> **What is needed**: Keep only the lines that hold the string "Tailwind", filtering out the rest of the entries below.

> **Extracted data**:
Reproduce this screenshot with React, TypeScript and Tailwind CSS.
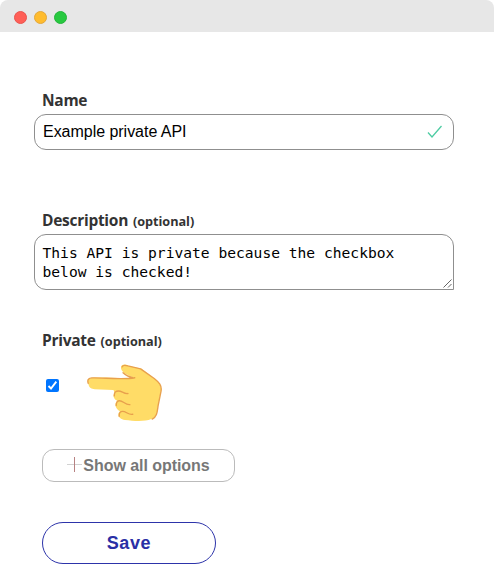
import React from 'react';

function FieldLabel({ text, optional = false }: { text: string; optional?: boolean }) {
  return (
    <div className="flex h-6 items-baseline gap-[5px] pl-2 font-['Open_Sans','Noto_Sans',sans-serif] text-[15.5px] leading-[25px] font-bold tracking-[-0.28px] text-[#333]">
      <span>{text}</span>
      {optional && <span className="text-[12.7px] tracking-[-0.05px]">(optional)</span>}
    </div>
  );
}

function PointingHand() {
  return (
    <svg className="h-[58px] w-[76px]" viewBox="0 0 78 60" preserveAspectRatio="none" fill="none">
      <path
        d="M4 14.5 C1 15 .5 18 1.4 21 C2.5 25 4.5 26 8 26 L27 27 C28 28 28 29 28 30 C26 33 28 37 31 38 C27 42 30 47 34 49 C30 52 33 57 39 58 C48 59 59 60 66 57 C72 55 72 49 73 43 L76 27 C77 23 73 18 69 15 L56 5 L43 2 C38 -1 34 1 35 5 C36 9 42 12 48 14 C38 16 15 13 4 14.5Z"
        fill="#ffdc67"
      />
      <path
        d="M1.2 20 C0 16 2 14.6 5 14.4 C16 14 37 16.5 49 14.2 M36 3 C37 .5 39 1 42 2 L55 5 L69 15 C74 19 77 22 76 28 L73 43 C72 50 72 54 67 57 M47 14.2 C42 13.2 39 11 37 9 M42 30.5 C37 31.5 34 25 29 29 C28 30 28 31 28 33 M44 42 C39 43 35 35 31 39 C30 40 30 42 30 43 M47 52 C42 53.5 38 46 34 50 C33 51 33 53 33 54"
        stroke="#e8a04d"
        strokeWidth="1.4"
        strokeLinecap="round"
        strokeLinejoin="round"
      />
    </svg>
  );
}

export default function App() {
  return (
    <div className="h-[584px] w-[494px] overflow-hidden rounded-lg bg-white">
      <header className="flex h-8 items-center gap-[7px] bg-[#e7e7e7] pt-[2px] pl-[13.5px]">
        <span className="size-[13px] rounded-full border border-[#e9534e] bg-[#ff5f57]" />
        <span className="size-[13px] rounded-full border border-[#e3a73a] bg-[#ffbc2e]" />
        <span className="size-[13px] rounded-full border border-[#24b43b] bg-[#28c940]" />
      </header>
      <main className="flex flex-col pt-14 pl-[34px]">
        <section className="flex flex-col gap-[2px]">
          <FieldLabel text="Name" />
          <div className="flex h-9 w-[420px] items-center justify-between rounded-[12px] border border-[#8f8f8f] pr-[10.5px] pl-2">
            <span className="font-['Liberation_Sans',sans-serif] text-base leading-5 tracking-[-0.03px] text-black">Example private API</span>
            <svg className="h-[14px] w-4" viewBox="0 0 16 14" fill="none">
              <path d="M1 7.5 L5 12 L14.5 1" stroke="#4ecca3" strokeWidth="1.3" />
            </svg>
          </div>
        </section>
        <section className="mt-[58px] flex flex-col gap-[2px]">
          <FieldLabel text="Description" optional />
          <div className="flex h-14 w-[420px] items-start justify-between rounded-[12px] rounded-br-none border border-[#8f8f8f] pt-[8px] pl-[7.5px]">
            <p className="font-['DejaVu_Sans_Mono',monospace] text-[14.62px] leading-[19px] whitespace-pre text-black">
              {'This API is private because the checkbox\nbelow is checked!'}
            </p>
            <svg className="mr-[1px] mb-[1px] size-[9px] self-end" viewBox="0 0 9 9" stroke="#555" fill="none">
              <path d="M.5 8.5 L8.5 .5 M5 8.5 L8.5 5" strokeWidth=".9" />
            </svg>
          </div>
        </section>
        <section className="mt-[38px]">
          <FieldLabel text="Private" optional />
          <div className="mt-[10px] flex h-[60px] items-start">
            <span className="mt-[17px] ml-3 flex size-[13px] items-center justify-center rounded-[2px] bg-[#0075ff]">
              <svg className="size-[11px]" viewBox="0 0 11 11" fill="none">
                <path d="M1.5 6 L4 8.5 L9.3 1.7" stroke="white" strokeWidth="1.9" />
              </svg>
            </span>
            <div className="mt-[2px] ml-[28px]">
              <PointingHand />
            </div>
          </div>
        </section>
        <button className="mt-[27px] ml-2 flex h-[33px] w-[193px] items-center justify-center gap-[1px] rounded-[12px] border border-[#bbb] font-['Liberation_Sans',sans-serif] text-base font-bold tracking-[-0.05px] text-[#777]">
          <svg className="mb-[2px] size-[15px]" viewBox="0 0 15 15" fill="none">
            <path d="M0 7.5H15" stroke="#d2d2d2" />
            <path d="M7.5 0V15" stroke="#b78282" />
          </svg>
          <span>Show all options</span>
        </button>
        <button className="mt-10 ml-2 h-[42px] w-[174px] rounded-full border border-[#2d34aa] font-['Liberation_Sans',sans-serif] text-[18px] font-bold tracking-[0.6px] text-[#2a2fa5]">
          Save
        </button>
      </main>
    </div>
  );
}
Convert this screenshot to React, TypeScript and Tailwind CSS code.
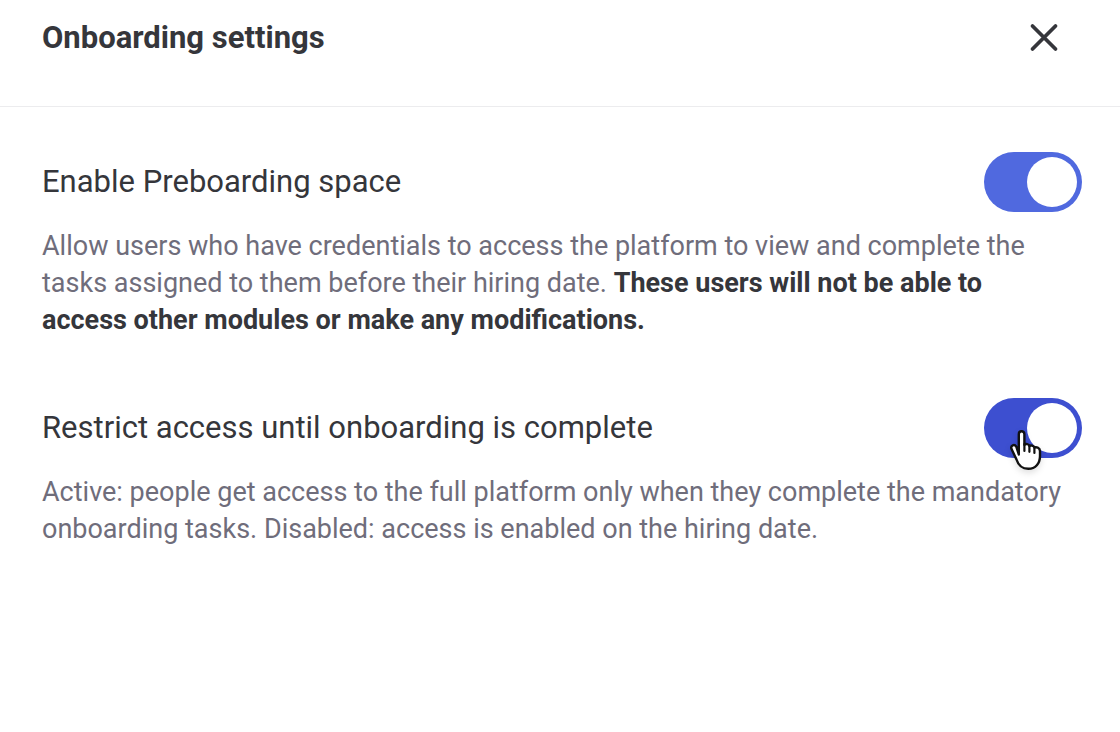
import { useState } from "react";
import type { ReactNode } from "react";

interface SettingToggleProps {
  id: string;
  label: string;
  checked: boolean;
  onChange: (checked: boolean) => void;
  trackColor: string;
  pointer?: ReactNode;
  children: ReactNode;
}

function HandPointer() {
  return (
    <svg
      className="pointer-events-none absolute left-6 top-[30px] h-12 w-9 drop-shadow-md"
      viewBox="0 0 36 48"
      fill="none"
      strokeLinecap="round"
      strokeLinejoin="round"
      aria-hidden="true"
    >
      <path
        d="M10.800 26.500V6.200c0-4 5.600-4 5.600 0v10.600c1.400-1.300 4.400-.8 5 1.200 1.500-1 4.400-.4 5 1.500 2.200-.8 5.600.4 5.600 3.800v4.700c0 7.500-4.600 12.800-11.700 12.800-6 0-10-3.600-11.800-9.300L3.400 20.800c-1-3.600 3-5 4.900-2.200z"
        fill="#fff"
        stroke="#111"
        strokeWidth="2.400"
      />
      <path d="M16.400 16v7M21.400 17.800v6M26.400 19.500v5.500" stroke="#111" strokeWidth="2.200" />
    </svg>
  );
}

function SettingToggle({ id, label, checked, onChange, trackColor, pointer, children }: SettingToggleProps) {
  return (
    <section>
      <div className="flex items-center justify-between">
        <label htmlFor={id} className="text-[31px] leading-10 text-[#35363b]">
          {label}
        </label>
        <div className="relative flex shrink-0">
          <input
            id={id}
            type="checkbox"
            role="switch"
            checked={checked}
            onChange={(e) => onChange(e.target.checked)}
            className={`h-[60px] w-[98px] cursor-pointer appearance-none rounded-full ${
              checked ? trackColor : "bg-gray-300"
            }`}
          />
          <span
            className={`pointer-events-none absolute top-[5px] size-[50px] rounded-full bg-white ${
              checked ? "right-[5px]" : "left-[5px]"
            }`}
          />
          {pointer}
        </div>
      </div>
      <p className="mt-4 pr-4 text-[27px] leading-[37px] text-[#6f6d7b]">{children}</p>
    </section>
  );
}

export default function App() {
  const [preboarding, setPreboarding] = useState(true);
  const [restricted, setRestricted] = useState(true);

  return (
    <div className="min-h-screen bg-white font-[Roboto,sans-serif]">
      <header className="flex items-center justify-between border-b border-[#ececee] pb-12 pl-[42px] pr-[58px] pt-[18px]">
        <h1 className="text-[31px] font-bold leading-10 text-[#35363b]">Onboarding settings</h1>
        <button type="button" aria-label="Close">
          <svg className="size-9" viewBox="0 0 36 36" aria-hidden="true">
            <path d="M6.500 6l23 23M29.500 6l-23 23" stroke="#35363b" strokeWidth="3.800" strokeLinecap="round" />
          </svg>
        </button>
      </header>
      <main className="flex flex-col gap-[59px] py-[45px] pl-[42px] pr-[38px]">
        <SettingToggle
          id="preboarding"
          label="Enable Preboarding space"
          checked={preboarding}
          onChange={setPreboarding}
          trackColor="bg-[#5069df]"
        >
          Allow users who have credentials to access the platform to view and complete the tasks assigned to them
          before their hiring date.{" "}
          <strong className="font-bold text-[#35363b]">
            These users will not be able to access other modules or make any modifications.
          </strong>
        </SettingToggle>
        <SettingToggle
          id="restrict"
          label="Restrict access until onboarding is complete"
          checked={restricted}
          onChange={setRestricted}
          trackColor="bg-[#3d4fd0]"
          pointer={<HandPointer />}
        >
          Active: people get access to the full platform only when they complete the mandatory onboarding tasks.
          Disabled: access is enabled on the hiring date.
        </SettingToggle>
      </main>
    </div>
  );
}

> **Exercise solution**:
Reproduce this screenshot with React, TypeScript and Tailwind CSS.
Convert this screenshot to React, TypeScript and Tailwind CSS code.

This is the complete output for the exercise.